Curry’s approach to The New Yorker, tied to this spring’s 100th anniversary issue, is more like the sort of overly packaged tribute issues you might see at your grocery store checkout counter, bringing together a collection of pretty pictures and hastily reported pieces to honor a deceased movie star or a new Star Wars movie.
David Remnick, Pulitzer Prize winner and New Yorker editor since 1998, is the documentary’s amiable guide on what is a multi-tiered journey through the magazine’s past and present.
There’s the production of the 100th anniversary issue, which we witness from the earliest story pitches to design concept meetings to art pitches to different stages of the editing and production process.

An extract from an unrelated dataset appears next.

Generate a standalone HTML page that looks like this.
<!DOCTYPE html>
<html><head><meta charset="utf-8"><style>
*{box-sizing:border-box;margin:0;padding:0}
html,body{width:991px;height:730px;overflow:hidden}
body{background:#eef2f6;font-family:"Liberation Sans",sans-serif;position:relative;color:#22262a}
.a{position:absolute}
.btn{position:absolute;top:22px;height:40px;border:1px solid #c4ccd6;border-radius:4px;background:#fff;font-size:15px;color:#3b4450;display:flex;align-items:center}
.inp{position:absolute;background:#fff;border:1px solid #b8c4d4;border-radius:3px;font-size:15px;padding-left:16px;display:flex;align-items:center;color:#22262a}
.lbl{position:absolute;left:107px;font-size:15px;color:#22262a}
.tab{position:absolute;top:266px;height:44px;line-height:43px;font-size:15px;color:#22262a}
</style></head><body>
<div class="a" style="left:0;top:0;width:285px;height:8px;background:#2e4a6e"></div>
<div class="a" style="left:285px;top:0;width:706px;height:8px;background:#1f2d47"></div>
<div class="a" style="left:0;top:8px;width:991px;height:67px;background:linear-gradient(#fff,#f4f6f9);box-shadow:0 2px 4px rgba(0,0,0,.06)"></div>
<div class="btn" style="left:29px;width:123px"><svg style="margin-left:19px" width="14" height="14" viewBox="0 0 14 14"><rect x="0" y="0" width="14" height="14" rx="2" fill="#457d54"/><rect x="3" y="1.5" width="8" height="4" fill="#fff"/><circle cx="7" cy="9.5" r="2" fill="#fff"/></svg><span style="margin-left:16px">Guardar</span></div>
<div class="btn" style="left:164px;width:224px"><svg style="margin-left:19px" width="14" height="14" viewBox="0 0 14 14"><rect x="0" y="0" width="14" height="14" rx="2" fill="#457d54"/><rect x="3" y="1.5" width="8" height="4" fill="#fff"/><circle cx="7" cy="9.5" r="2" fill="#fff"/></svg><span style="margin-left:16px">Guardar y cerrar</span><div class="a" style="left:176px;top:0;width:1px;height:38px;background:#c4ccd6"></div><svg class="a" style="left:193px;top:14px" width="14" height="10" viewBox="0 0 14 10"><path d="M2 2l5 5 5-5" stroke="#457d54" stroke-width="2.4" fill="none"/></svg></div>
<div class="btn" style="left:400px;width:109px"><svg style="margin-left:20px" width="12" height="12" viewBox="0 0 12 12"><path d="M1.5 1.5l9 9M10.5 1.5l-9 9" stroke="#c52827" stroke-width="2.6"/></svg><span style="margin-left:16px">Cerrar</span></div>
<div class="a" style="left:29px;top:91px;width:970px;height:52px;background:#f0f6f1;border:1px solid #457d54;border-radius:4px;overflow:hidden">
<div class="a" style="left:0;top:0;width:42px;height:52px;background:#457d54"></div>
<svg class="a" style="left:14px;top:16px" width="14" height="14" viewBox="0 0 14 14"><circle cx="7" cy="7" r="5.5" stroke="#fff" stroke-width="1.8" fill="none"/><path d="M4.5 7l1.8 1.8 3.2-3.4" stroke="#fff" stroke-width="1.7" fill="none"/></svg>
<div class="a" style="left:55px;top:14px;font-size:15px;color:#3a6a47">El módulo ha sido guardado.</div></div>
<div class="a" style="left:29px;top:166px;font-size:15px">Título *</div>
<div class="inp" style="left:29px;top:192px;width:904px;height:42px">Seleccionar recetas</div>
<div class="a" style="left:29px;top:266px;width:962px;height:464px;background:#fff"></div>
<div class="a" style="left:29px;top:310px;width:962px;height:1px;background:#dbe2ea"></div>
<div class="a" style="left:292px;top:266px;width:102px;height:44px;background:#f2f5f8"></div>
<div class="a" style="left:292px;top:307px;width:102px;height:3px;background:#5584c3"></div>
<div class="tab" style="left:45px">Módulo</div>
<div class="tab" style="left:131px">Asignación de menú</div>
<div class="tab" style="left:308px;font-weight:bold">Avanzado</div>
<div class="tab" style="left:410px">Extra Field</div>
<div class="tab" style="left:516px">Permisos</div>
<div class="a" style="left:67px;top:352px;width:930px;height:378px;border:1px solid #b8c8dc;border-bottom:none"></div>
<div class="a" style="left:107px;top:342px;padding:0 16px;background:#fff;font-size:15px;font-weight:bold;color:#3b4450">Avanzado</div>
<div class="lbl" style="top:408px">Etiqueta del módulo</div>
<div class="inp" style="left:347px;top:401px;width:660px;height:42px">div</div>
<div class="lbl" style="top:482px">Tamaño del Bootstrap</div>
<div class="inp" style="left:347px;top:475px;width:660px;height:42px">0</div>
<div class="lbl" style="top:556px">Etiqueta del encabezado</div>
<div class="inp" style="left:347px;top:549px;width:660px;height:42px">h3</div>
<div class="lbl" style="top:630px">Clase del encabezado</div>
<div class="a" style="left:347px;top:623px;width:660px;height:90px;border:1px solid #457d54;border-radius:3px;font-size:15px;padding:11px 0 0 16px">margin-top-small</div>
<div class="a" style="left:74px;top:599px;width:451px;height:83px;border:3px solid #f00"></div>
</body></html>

This is an opportunity for Curry to give cursory capsule introductions to a number of current New Yorker heavyweights, including longtime art director Françoise Mouly, cartoon editor Emma Allen, fiction editor Deborah Treisman and veteran office manager Bruce Diones, key staff writers like Nick Paumgarten, Hilton Als and Rachel Syme, and head researcher Fergus McIntosh, current guardian of the “vaunted fact-checking department.”
Then there’s a by-the-numbers journey along that 100-year history, narrated by Julianne Moore. She steers us through capsule summaries of key New Yorker moments, including the publications of John Hersey’s Hiroshima and Rachel Carson’s Silent Spring and the rise and abrupt departure of the aforementioned Brown. It’s left for Moore to give damning statistics on the magazine’s exclusion of Black writers for most of its early history and then to highlight William Shawn’s recruitment of James Baldwin to write “Letter from a Region in My Mind,” which is treated here as a complete and total solution to a problem that was barely investigated.
Then there are lots of pretty and funny and pretty funny celebrities — Jon Hamm, Sarah Jessica Parker, Jesse Eisenberg and many more — sitting in an all-white room in a chair from the original New Yorker offices talking about how much they love The New Yorker, when they first became aware of The New Yorker and, in many cases, what it meant when their writing first appeared in The New Yorker.
The sheer number of times my notes on The New Yorker at 100 say, “That was fun, but tell me more” exceeds a dozen.
Hearing about the cartoon selection process, Allen’s strategy to sway Remnick’s selections and getting to see the person behind the name Roz Chast is fun! But tell me more!
Witnessing the rigor of the fact-checking process and getting a hint of the sort of people who would gravitate toward this demanding job is fun! But tell me more!
Seeing how some of the magazine’s staff writers have these wildly open-ended beats that allow them to wander the streets of Manhattan, regularly frequent fringe art shows or travel to foreign countries just to find a potential story is fun! But tell me more!
In my ideal world, the 100th anniversary issue and its production could have gotten a full hour. The magazine’s history of long-form journalism could have gotten an hour. The cartoons easily could have received an hour. The magazine’s evolution from a primarily male, entirely white thing to whatever its current staff looks like could have gotten an hour. Criticism, with a focus on Pauline Kael, could have gotten an hour. Covers, with more discussion of iconic avatar Eustace Tilley and several controversial issues, could have received an hour. I’m not sure everybody would have wanted an hour on fact-checking, but I would. All that and I still left out Roger Angell.
It’s like this: The New Yorker at 100 is a commercial for The New Yorker and it isn’t masquerading as anything else. But at that point, it should at least be a commercial for the magazine that befits the voice, aesthetic and ethos of the magazine in a meaningful way. This film’s approach would have been entertaining and justifiably pithy for more magazines than I can count. It just feels wrong for The New Yorker.